Fans: Mechanical vs. Electric
With most hot rods, especially on pre-'49 cars, there's a clearance problem between the radiator and the modern V-8 water pump system; later model cars, like a Tri-Five or '60s-era cars that have ample clearance between modern water pump system and the radiator. Knowing this rodders are faced with using thin (2-5/8 to 3 inches thick) electric fans in place of mechanical fans (block driven). In our '34 Ford sedan that was experiencing cooling woes we opted for an electrical fan as there wasn't sufficient room to run a mechanical. Since we are running a Vintage Air A/C unit (condenser and other related components) we opted to stick with one of their electric fans; the LoPro electric fan and shroud assembly that measure 2.62 inches in thickness. Another Vintage Air item is the Adjustable Fan Thermostat that allows you to set the engine temperature (180 to 240 degrees) that the electric fan will engage. There is a probe that installs into the radiator drain via a fitting. It can be used separately or with a Vintage Air A/C trinary function safety switch.
However, according to Armstrong wherever possible he likes to use the mechanical fan. He prefers mechanical fans with flex curved blades (3 inches deep from leading edge to trailing edge) with six or seven blades dependent on radiator core size and in one of three popular diameters of 15, 16, or 17 inches. Fan shrouds are always a must for mechanical or electric. Now, electric fans generally come with at least a minimum of a shroud but you can also make a more elaborate shroud that will yield these fans even more efficiently.
Your cooling system is dependent upon a mechanical fan at idle or low speed where there's little or no airflow. Shrouds are necessary to maximize the amount of ambient air being pulled through the grille and radiator. For the record, proper fan and shroud alignment should be leading edge one-third in and trailing edge of the fan two-thirds out. The airflow off the back of the fan deflects at about a 45-degree angle when set this way. When the blade extends further into the shroud the air off the back of the blade flows straight back into the block and decreases the airflow efficiency by about 15 percent.
That being said, if an electrical fan is the only way to go then by all means place it on a shroud that covers the entire core. We often see an electric fan attached directly to the core and the only thing this does is waste the rest of the core surface when you need it the most. A 16-inch electric fan attached to a core only cools a 16-inch circular section of that core. Where space is an issue U.S. Radiator offers a 3/4-inch-deep aluminum shroud that enables adequate airflow over the entire core and when combined with a thin-line electric fan it results in a total depth of 2-3/4 inches.
According to Love (like Armstrong) they used to always recommend engine-driven (mechanical) fans because the electric fans available usually just weren't up to the task of a primary cooling fan. However, Vintage Air offers several electric fans (their own model LoPro, SPAL, and Maradyne) that they feel will work well as primary cooling fans. Electric fans have several advantages. They are not dependent on engine rpm to provide maximum airflow, they do not rob engine horsepower (although with today's engines this is probably of little practical consequence), and if properly wired, they only run when additional airflow is required, which leads to a quieter ride down the road.

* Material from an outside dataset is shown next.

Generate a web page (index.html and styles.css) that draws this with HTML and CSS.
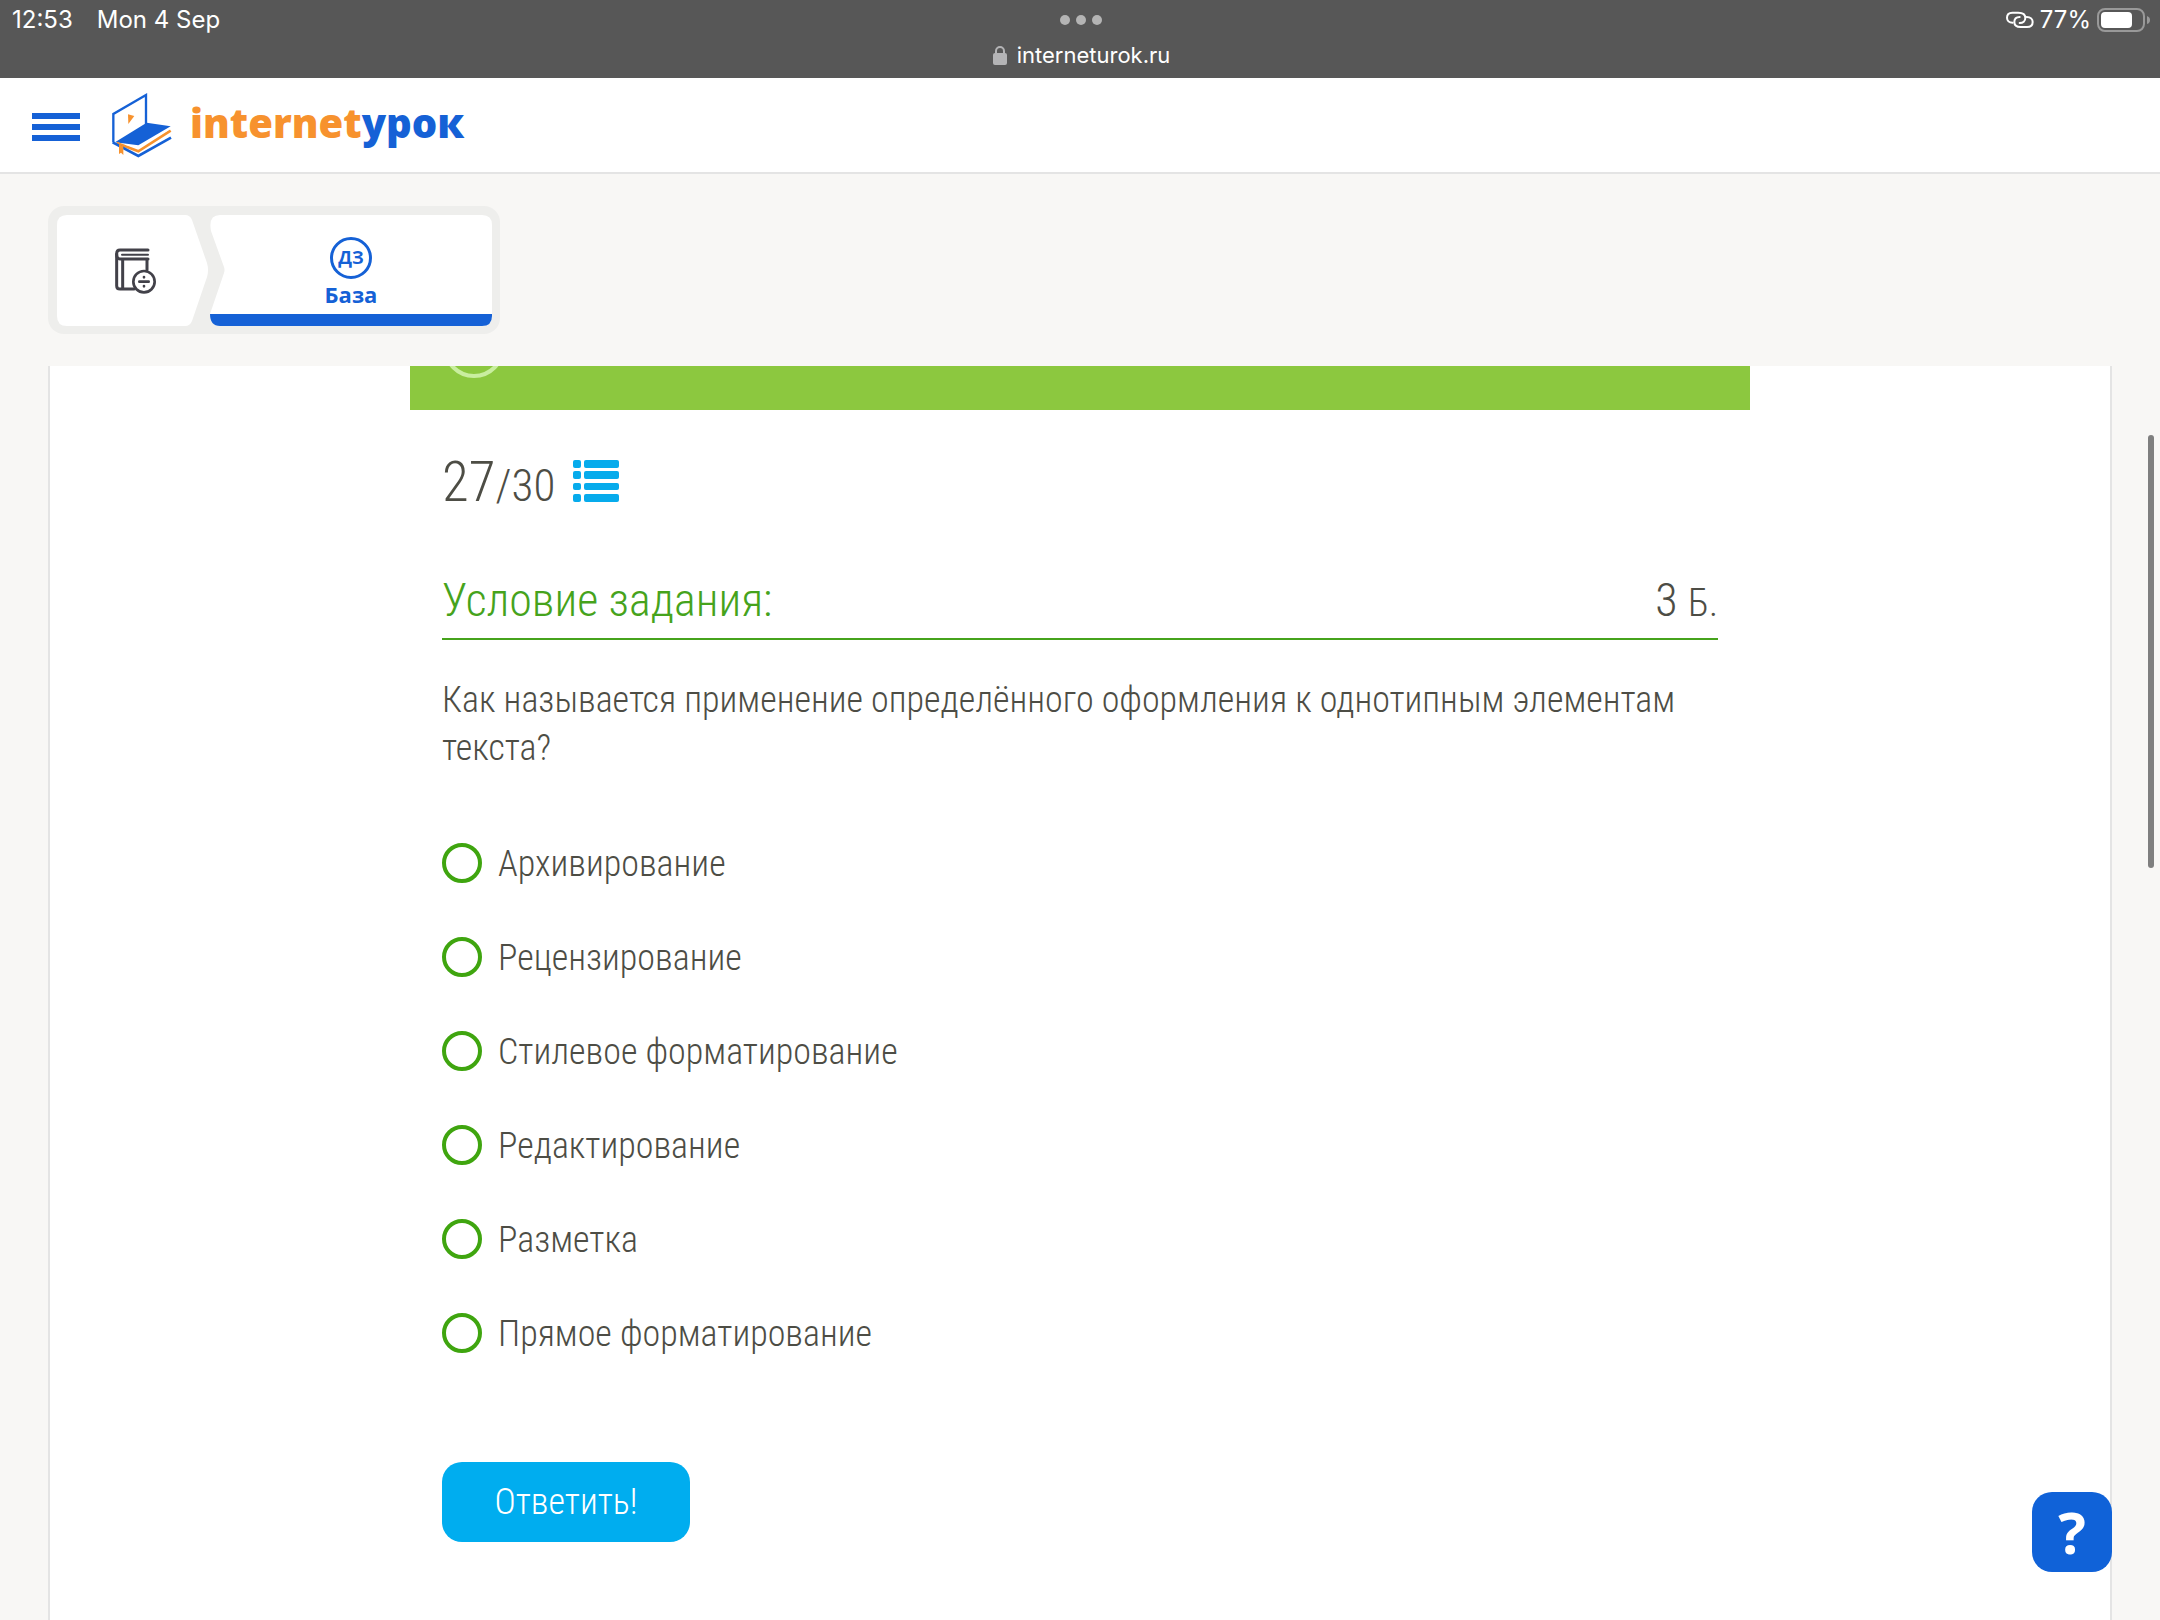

Love also recommends a fan shroud with either fan. Shrouds dramatically improve the efficiency of the fan, and when properly designed they ensure that air is pulled through the entire core of the radiator, not just in front of the fan blades. Vintage Air also always recommends "puller" fans mounted to the backside of the radiator and condenser. History has shown that a puller fan is more efficient than a pusher mounted to the front of the radiator.
Electric Fan Engagement
Something of particular importance when operating an electric fan in conjunction with A/C is a compressor safety switch. Love enlightened us on the importance of a binary safety switch. (The use of "bi" meaning two functions.) The binary switch typically is installed in the high-pressure liquid line (No. 6) hose of the system, and provides low pressure and high-pressure protection for the compressor. The switch is connected in a series with the compressor clutch feed from the A/C thermostat (or compressor relay in our Gen IV systems). The binary switch will also open and disengage the compressor clutch if the A/C system pressure builds to 405 psi (usually caused by lack of sufficient airflow through the condenser to remove heat from the refrigerant) to prevent system damage.
If the vehicle is equipped with an electric fan as its primary cooling fan, they recommend a trinary safety switch. (The use of "tri" meaning three functions.) The trinary switch provides the same low- and high-pressure protection as a binary switch, but includes the added feature of an electric fan engagement signal at 254 psi. The correct way to control a primary electric fan would be to have the temperature sensor (set point or adjustable) and trinary switch trigger to the same electric fan relay. Connecting the switch in this manner allows the electric fan to be engaged by either engine temperature or high A/C head pressure.
According to Love, "We never recommend engaging the fan every time the A/C system is on, but prefer to have the system pressure or coolant temperature dictate when the fan is engaged. There is no reason to run the fan when the vehicle is driving at highway speeds where the ram air should provide sufficient airflow through the condenser and radiator."